### What is needed:
Gather, from the data below, each line in which the word "styled" occurs.

### Dataset records:
---*---
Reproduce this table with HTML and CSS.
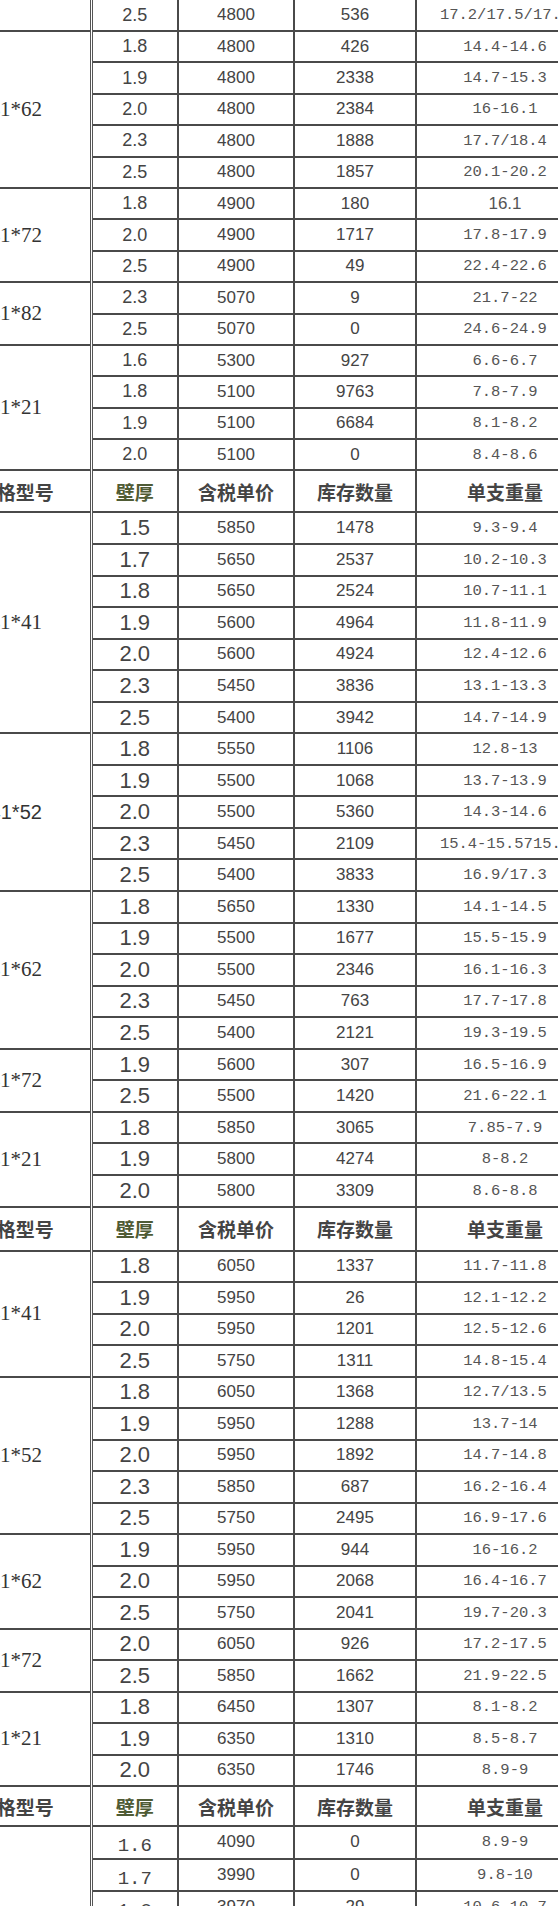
---*---
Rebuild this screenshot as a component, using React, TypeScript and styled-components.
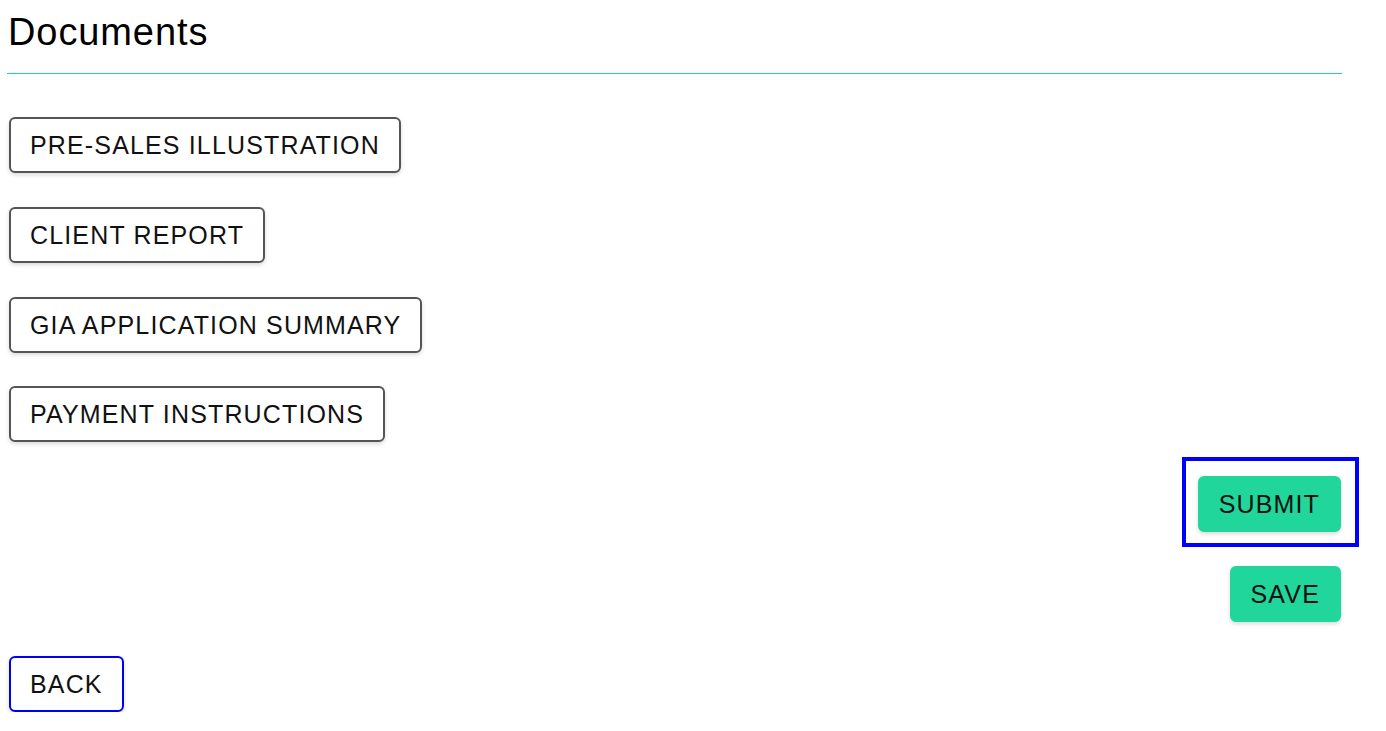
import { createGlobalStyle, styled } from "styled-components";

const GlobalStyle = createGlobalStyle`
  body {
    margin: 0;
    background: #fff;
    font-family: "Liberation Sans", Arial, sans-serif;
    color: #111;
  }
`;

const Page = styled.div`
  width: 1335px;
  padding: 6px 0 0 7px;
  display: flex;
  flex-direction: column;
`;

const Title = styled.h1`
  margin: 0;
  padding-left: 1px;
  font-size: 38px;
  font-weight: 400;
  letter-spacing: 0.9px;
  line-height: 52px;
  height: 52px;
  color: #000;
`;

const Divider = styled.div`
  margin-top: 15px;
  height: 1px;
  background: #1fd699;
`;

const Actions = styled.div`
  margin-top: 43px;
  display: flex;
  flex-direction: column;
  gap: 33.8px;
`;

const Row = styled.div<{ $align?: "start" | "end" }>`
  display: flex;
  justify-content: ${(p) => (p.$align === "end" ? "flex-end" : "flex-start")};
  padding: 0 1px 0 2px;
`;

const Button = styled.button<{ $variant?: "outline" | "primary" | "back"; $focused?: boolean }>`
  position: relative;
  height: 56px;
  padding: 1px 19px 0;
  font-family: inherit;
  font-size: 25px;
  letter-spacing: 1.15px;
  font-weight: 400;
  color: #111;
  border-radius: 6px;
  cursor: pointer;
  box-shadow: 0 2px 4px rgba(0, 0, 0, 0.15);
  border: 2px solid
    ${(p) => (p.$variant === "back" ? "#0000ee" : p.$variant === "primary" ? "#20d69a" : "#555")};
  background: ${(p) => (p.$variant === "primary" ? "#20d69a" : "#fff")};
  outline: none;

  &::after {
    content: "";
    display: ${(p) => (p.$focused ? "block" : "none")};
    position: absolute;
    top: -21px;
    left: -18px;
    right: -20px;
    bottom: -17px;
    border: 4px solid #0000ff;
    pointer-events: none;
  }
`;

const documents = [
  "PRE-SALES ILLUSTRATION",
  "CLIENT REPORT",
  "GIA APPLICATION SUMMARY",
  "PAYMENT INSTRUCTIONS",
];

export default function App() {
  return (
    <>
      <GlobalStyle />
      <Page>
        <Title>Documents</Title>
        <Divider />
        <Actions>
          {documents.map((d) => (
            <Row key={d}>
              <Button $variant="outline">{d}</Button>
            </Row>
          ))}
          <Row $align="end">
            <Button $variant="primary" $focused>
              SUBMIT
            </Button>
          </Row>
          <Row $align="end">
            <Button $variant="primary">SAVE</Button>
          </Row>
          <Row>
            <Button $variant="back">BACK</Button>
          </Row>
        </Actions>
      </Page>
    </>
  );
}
---*---
### Solution to this problem:
Rebuild this screenshot as a component, using React, TypeScript and styled-components.
import { createGlobalStyle, styled } from "styled-components";
const Page = styled.div`
const Title = styled.h1`
const Divider = styled.div`
const Actions = styled.div`
const Row = styled.div<{ $align?: "start" | "end" }>`
const Button = styled.button<{ $variant?: "outline" | "primary" | "back"; $focused?: boolean }>`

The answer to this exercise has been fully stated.